"The Dow is trying to stage a recovery here."
That's what I heard an anchorperson say on CNBC around 9 a.m. Monday (noon Eastern time). It was as distilled an indication as one could want of why no normal investor should be anywhere near the financial news network during frenetic trading days like this.
It came as no surprise that many viewers' attention was riveted on CNBC on Monday, given the breadth and severity of the stock market decline Friday. But the remark pointed to one of the problems with CNBC as a source of financial information for the average investor. Personifying the financial markets as entities with will or desire, like human beings or dogs, will inevitably lead investors astray, especially on days like Monday when what appear to be cataclysmic events might prompt the easily spooked into stampeding for the exits.
Yet it was the theme of CNBC's coverage all day: "Stocks staging a stunning comeback," declared anchor Amanda Drury around 1:45 p.m. Eastern. A few hours later, one of her colleagues, sounding like a play-by-play announcer at the World Cup, announced that the Dow Jones industrial average were "trying to recover from an early 1,000-point plunge."
The truth, obviously, is that as the reflection of millions of individual investment decisions along with algorithm-based trading, the markets don't "stage" anything. Viewing the trading day in the same terms as the running of a horse in the Kentucky Derby or a ball club aiming for a Wild Card berth is a fundamental error. (In the event, the stock market disappointed itself Monday, "staging" several efforts to recover but ultimately closing with a loss of 77.68 points or nearly 4% in the Standard & Poor's 500 Index and 588.47 points, or more than 3.5%, in the Dow industrials.)
One can't exactly blame CNBC for hyping stock market moves. The channel has to fill 13 hours a day with live market advice. It can't possibly hold an audience for long swaths of that time without injecting drama into the proceedings, no matter how artificially.
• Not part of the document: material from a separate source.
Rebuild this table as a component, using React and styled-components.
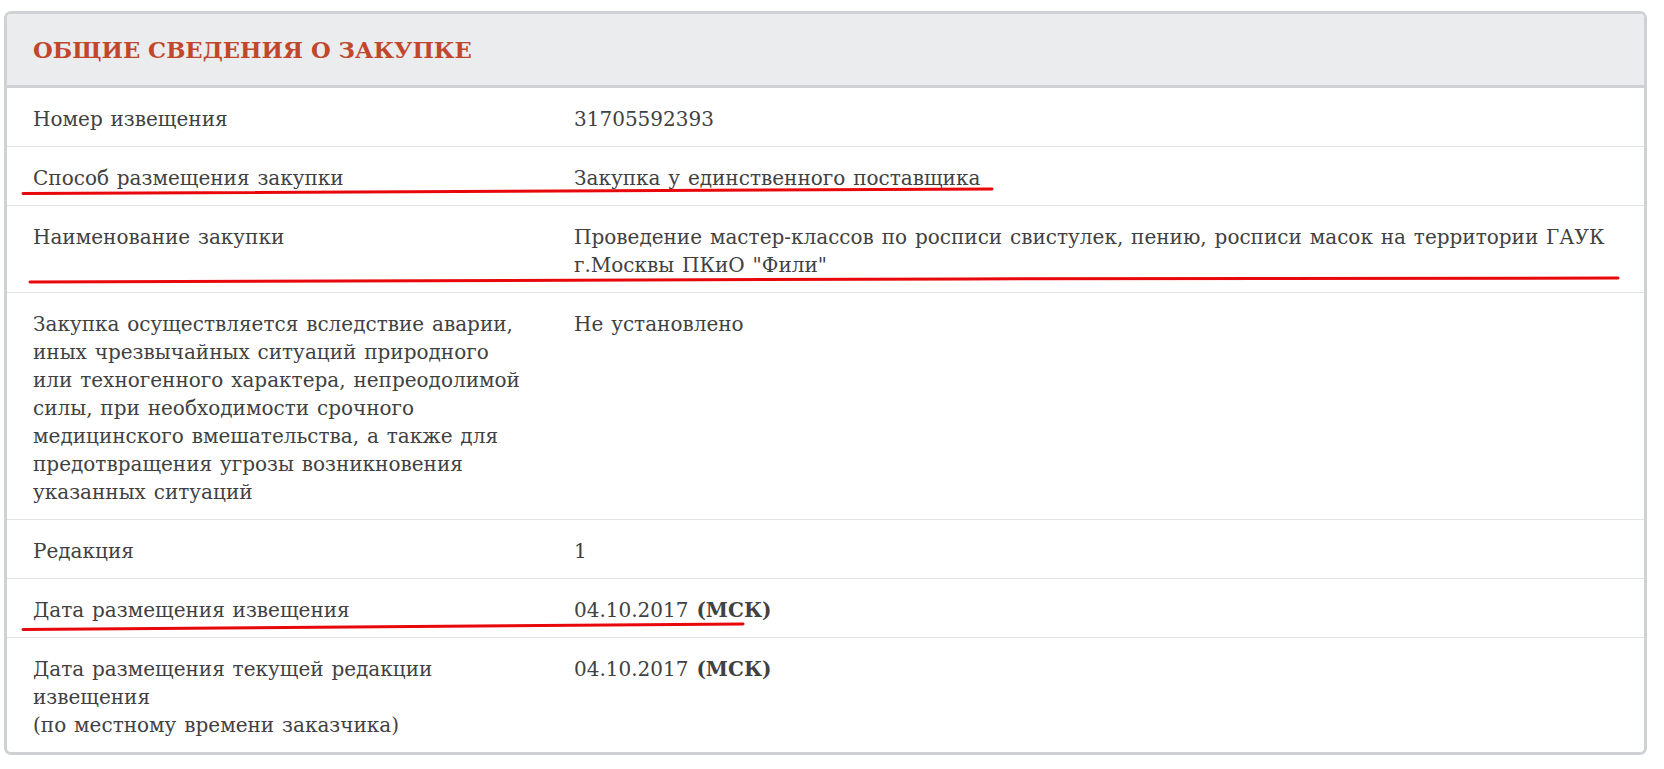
import React from 'react';
import styled, { createGlobalStyle } from 'styled-components';

const GlobalStyle = createGlobalStyle`
  html, body {
    margin: 0;
    padding: 0;
    background: #ffffff;
  }
  body {
    font-family: "DejaVu Serif", "Liberation Serif", serif;
    color: #414141;
  }
`;

const Page = styled.div`
  padding: 11px 17px 13px 4px;
`;

const Panel = styled.section`
  position: relative;
  border: 3px solid #cfd1d5;
  border-radius: 7px;
  background: #fff;
  overflow: hidden;
`;

const Header = styled.header`
  display: flex;
  align-items: center;
  height: 71px;
  padding: 0 26px;
  background: #ebecee;
  border-bottom: 3px solid #cfd1d5;
`;

const Title = styled.h2`
  margin: 0;
  font-size: 22.7px;
  font-weight: bold;
  text-transform: uppercase;
  color: #c1472c;
`;

const Row = styled.div`
  display: grid;
  grid-template-columns: 541px 1fr;
  border-bottom: ${(p) => (p.$last ? 'none' : '1px solid #e2e3e5')};
`;

const Cell = styled.div`
  padding: 17px 26px 13px;
  font-size: 20px;
  line-height: 28px;
  word-spacing: 1.5px;
  color: #414141;
`;

const Strong = styled.b`
  font-weight: bold;
`;

const Marks = styled.svg`
  position: absolute;
  left: -3px;
  top: -3px;
  pointer-events: none;
`;

const Lines = ({ lines }) =>
  lines.map((line, i) => (
    <React.Fragment key={i}>
      {i > 0 && <br />}
      {line}
    </React.Fragment>
  ));

const rows = [
  ['Номер извещения', '31705592393'],
  ['Способ размещения закупки', 'Закупка у единственного поставщика'],
  [
    'Наименование закупки',
    'Проведение мастер-классов по росписи свистулек, пению, росписи масок на территории ГАУК г.Москвы ПКиО "Фили"',
  ],
  [
    <Lines
      lines={[
        'Закупка осуществляется вследствие аварии,',
        'иных чрезвычайных ситуаций природного',
        'или техногенного характера, непреодолимой',
        'силы, при необходимости срочного',
        'медицинского вмешательства, а также для',
        'предотвращения угрозы возникновения',
        'указанных ситуаций',
      ]}
    />,
    'Не установлено',
  ],
  ['Редакция', '1'],
  [
    'Дата размещения извещения',
    <>
      04.10.2017 <Strong>(МСК)</Strong>
    </>,
  ],
  [
    <Lines
      lines={['Дата размещения текущей редакции', 'извещения', '(по местному времени заказчика)']}
    />,
    <>
      04.10.2017 <Strong>(МСК)</Strong>
    </>,
  ],
];

// hand-drawn red underlines, in panel coordinates (panel top-left = page 4,11)
const marks = [
  'M19 182.5 C 250 180, 600 178.5, 988 178',
  'M26 271 C 500 268.5, 1100 267.5, 1614 267',
  'M19 618.5 C 250 617, 500 614.5, 739 613',
];

export default function App() {
  return (
    <Page>
      <GlobalStyle />
      <Panel>
        <Header>
          <Title>Общие сведения о закупке</Title>
        </Header>
        {rows.map(([label, value], i) => (
          <Row key={i} $last={i === rows.length - 1}>
            <Cell>{label}</Cell>
            <Cell>{value}</Cell>
          </Row>
        ))}
        <Marks width="1643" height="745" viewBox="0 0 1643 745">
          {marks.map((d, i) => (
            <path key={i} d={d} stroke="#e8080b" strokeWidth="3" fill="none" strokeLinecap="round" />
          ))}
        </Marks>
      </Panel>
    </Page>
  );
}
Its impulse is to give even viewers with no stake in the outcome a rooting interest in the numbers snaking across the screen. They'll share the thrill of victory as the indexes climb back toward the green, and the agony of defeat as the effort falls short. CNBC learned a lot from sports broadcasts, and why not? I may not care about the Pittsburgh Pirates, but I'm a sucker for late-inning rallies.
But that's just one of the issues with CNBC. The continuous stream of market analysis pumped out at viewers inevitably cancels itself out. Shortly after noon Monday (Eastern), CNBC presented an analyst with "10 reasons why the S&P could continue its big sell-off." About two hours later, it was hyping another guest predicting a "17% rally by year-end." Anyone who studies and reports on the capital markets knows that you can find a credible prognosticator with seemingly sturdy credentials to predict anything. But what is the average TV viewer supposed to make of a presentation that adds up to zero?
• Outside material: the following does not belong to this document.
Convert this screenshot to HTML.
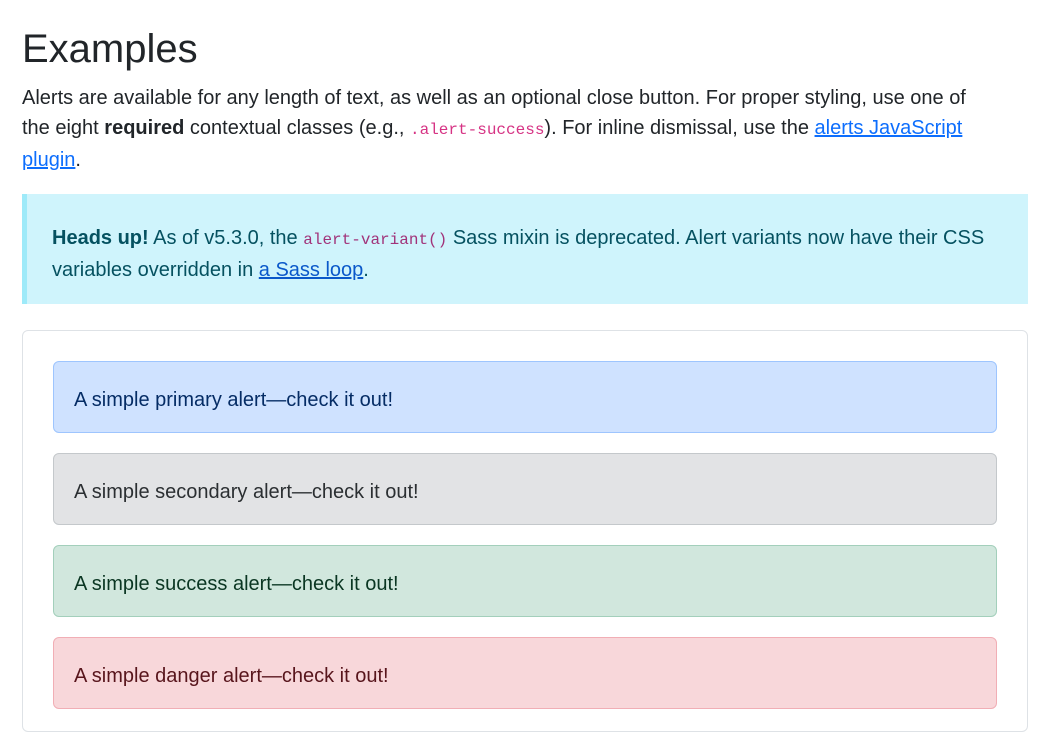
<!DOCTYPE html>
<html><head><meta charset="utf-8"><style>
body{margin:0;background:#fff;font-family:"Liberation Sans","NanumGothic",sans-serif;color:#212529;font-size:20px;line-height:30px;}
h1{position:absolute;left:22px;top:24px;margin:0;font-size:40px;font-weight:400;line-height:50px;}
.p{position:absolute;left:22px;top:83px;width:1000px;white-space:nowrap;}
code{font-family:"Liberation Mono",monospace;font-size:16px;color:#d63384;}
a{color:#0d6efd;}
.call{position:absolute;left:22px;top:194px;width:1001px;height:110px;background:#cff4fc;border-left:5px solid #9eeaf9;color:#055160;white-space:nowrap;}
.call a{color:#0a58ca;}
.call code{color:#a1337a;}
.ex{position:absolute;left:22px;top:330px;width:1004px;height:400px;border:1px solid #dee2e6;border-radius:6px;}
.al{position:absolute;left:30px;width:922px;height:70px;border:1px solid;border-radius:6px;padding-left:20px;line-height:76px;}
</style></head><body>
<h1>Examples</h1>
<div class="p">Alerts are available for any length of text, as well as an optional close button. For proper styling, use one of<br>the eight <b>required</b> contextual classes (e.g., <code>.alert-success</code>). For inline dismissal, use the <a href="#">alerts JavaScript</a><br><a href="#">plugin</a>.</div>
<div class="call"><div style="position:absolute;left:25px;top:29px"><b>Heads up!</b> As of v5.3.0, the <code>alert-variant()</code> Sass mixin is deprecated. Alert variants now have their CSS<br>variables overridden in <a href="#">a Sass loop</a>.</div></div>
<div class="ex">
<div class="al" style="top:30px;background:#cfe2ff;border-color:#9ec5fe;color:#052c65">A simple primary alert—check it out!</div>
<div class="al" style="top:122px;background:#e2e3e5;border-color:#c4c8cb;color:#2b2f32">A simple secondary alert—check it out!</div>
<div class="al" style="top:214px;background:#d1e7dd;border-color:#a3cfbb;color:#0a3622">A simple success alert—check it out!</div>
<div class="al" style="top:306px;background:#f8d7da;border-color:#f1aeb5;color:#58151c">A simple danger alert—check it out!</div>
</div>
</body></html>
As we observed a couple of years ago, the true nature of CNBC is fundamentally misunderstood, often by its own personnel. CNBC isn't really a news service for average investors, though that's how it markets itself. It is and always has been a service for traders, who share few characteristics with investors.
Traders have very short horizons, need to move fast, and often don't make their decisions on corporate fundamentals like balance sheets, cash flow and the potential for profit or loss, but rather on technical indicators like momentum and chart patterns such as "head-and-shoulders." That's why so much of the CNBC daytime broadcast is devoted to analyses that value investors consider to be voodoo and why so much of its commercial inventory is bought by charting services.
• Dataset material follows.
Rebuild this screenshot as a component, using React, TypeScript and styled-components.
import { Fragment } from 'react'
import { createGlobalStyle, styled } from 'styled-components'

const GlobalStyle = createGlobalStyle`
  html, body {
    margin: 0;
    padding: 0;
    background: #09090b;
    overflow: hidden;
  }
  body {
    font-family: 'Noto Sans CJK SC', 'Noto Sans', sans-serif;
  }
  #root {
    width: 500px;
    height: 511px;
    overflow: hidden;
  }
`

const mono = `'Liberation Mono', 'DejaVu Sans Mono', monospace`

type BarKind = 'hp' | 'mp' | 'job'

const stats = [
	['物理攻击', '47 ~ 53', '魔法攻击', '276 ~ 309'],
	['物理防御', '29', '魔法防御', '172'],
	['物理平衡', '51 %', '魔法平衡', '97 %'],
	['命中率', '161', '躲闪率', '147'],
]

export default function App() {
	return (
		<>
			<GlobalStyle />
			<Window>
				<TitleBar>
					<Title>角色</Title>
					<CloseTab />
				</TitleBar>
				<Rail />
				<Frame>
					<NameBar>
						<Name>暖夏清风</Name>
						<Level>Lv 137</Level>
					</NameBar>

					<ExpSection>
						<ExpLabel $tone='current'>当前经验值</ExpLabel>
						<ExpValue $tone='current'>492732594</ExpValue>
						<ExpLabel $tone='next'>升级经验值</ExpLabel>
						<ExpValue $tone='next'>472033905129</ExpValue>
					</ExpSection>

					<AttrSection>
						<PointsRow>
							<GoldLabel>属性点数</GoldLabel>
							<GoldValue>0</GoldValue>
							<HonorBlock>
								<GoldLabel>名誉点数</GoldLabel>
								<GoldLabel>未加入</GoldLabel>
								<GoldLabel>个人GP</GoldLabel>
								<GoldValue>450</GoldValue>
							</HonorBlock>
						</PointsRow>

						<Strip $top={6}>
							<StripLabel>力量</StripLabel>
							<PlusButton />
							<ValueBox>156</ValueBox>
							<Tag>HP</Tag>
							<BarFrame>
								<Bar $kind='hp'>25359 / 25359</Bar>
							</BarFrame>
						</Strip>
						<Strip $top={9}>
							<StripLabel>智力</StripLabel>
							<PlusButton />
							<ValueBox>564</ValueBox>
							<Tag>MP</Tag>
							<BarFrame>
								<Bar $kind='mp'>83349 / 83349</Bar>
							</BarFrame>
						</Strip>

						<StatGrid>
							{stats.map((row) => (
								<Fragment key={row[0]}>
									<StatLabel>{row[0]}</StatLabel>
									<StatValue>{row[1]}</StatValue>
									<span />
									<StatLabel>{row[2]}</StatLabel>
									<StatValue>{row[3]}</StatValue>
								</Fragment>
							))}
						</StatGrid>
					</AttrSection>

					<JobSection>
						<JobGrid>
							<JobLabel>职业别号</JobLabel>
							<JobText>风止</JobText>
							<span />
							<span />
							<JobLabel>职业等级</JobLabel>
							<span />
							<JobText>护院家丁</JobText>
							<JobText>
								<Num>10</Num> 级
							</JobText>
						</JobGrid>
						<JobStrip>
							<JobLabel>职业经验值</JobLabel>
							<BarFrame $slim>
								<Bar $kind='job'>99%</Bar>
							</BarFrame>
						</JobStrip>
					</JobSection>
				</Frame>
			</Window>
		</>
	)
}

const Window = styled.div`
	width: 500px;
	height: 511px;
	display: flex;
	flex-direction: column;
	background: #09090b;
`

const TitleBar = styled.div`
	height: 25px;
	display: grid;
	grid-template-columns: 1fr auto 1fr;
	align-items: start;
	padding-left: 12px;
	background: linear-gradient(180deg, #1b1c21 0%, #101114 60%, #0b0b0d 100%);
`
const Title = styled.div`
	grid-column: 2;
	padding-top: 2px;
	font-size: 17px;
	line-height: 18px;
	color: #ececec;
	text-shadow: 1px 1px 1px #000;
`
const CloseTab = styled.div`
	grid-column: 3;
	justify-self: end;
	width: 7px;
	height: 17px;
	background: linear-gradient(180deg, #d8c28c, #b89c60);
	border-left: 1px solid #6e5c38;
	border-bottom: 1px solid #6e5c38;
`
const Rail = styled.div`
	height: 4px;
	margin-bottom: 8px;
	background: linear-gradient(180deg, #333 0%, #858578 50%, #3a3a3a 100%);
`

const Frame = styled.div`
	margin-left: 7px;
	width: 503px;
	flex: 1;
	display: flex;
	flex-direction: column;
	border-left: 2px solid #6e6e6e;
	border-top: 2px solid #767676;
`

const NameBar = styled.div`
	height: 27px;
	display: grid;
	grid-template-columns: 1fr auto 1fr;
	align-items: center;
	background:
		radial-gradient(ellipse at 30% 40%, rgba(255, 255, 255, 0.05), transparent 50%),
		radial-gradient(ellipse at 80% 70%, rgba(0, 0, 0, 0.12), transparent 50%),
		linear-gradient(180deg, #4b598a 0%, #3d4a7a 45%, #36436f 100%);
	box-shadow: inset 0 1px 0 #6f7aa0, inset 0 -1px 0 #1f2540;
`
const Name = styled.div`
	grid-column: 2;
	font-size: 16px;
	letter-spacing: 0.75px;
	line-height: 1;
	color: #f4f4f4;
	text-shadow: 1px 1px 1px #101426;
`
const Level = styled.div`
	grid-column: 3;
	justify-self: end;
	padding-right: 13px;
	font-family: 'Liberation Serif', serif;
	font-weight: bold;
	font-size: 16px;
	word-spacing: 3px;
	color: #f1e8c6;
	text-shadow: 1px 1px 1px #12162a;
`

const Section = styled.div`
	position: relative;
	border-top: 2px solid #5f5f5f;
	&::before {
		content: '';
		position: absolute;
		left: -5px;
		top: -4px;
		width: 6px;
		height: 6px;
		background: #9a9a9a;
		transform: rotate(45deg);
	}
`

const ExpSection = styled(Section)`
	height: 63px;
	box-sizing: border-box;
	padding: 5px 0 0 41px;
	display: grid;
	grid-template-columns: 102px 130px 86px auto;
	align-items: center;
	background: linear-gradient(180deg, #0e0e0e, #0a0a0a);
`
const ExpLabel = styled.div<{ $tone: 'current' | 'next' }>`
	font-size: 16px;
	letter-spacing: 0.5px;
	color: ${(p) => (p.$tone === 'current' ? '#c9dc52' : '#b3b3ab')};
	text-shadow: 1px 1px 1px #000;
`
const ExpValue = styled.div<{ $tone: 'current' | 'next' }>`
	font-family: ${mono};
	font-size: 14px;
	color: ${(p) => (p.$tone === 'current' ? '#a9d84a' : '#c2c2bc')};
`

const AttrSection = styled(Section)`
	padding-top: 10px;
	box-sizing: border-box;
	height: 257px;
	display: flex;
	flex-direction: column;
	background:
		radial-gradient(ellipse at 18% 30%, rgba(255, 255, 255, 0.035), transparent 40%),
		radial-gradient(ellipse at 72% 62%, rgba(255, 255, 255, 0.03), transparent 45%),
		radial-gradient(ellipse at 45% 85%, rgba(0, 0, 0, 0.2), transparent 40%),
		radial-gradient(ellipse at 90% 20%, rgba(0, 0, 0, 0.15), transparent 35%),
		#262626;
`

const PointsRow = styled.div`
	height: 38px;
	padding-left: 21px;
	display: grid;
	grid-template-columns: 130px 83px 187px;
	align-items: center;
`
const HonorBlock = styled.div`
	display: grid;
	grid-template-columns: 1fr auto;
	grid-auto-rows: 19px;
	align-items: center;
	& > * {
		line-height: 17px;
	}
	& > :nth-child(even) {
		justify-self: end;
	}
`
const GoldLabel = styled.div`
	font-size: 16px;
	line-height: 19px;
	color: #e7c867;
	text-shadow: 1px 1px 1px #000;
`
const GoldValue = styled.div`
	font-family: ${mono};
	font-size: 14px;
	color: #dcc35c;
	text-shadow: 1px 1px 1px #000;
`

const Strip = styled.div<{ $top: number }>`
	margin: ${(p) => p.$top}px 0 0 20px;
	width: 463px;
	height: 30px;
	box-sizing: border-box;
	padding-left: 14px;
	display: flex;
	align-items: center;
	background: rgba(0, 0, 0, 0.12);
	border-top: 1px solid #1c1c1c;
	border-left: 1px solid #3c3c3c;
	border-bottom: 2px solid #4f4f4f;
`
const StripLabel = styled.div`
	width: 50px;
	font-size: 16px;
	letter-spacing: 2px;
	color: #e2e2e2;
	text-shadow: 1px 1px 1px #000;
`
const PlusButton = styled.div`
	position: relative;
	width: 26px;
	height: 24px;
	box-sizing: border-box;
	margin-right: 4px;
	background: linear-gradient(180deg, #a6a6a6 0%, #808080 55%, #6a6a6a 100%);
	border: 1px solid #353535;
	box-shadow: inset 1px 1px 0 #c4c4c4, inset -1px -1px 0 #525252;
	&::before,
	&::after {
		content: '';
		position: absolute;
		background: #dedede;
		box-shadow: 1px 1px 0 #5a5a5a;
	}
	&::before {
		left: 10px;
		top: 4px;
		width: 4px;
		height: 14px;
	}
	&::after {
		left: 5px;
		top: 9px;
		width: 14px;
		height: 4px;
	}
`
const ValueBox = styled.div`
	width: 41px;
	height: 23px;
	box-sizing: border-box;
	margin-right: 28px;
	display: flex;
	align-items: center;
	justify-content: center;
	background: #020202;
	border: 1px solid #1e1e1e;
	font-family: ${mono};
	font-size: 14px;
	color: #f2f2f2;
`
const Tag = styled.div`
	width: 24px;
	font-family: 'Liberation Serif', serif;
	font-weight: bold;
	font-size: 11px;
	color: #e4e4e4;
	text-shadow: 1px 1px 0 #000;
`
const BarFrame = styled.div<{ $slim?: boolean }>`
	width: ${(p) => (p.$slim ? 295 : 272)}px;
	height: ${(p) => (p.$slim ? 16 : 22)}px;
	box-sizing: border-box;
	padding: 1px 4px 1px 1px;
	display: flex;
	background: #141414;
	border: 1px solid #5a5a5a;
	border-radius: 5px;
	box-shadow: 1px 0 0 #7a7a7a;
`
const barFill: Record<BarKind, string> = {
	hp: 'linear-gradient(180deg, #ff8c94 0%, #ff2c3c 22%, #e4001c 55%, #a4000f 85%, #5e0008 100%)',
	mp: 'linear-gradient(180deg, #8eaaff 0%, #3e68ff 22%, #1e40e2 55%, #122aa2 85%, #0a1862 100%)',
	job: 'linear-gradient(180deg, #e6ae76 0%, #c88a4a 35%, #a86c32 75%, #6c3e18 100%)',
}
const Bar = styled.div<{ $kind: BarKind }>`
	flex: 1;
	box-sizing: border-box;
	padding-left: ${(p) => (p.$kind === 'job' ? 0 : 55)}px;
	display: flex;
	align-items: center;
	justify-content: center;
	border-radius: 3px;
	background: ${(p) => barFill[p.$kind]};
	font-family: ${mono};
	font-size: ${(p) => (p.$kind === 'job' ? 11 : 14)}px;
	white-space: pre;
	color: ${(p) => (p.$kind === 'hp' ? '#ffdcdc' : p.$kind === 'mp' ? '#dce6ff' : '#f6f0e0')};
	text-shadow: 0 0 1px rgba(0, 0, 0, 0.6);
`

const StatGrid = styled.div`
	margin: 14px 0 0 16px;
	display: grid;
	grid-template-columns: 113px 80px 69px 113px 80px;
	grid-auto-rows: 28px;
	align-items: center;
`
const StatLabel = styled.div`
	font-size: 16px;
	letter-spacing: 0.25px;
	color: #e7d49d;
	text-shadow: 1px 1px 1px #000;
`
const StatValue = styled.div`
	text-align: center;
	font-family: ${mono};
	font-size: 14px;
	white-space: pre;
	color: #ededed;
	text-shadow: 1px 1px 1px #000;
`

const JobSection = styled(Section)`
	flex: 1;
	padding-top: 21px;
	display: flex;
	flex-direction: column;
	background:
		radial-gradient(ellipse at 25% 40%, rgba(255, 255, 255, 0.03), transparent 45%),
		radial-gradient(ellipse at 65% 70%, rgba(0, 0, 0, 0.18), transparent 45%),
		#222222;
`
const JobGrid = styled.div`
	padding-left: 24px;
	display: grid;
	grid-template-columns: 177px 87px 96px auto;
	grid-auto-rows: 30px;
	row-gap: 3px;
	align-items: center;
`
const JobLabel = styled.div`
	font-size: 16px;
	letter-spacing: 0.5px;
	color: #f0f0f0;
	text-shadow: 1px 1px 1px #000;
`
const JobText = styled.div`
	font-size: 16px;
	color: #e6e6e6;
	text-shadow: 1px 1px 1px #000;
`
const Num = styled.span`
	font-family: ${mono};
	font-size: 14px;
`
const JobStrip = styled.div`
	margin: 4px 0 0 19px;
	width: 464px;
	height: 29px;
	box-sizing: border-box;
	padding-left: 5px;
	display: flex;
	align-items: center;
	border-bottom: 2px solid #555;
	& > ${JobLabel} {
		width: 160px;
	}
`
Jon Stewart missed this point in his celebrated "Daily Show" takedown of CNBC and its star personality, Jim Cramer, back in 2009. Stewart ridiculed CNBC for recommending on one day that viewers buy, say, JPMorgan stock and a few days later that they sell it. For investors this is terrible advice, but for traders it's perfectly rational.
The hypercaffeinated Cramer is the quintessential trader, though he seems to have moderated his schtick somewhat since being upbraided by Stewart. (Except on his post-closing daily program, "Mad Money," which is all about trading.) Appearing onscreen with Drury at midday Monday, he wisely counseled viewers to think in the long-term: "It's time to look at your children's funds, it's time to look at your 529 [college savings] plans," he said.
But the trader in him couldn't be contained for long, as he pitched a series of individual stocks that happened to have taken a tumble over the last few days. Then, nodding toward investors who might be sitting on a cash hoard, he advised, "maybe you put a quarter of it to work in the last half-hour" of the trading day. For an investor with a long-term horizon, jumping into the market with a substantial stake based on a single day's action is questionable advice, at best.
Not everyone on CNBC guzzles the trader's Kool-Aid. The dependable economics reporter Steve Liesman reminded viewers of something that should be on a permanent crawl across the bottom of the screen, that "the stock market is not the economy." He added that "big downdrafts in the past have usually come along with already weak economic growth rather than ahead of [it]." This is true: blowoffs of the magnitude of last week's action often presage bull markets, not the opposite.
Given the cable TV ethos of attracting viewers by any method, no matter how gaseous--this also must be why Donald Trump gets all that airtime on CNN--there is no hope of turning CNBC away from its habits of cheerleading market rallies and hand-wringing over sell-offs. It may not be useful investment advice, but it is television.
As I set down these words, the market close is about 90 minutes away. The Dow is attempting to stage a comeback but it's falling short, and it's regrouping for another run at a breakout. I'm told that China is weighing on the market, but also that it has little to do with the American economy. One analyst on CNBC has assured me that oil has further to fall, although it may already have reached the bottom. This is good for the world economy, but it may be bad. No doubt, to find clarity from CNBC I should tune in on Tuesday.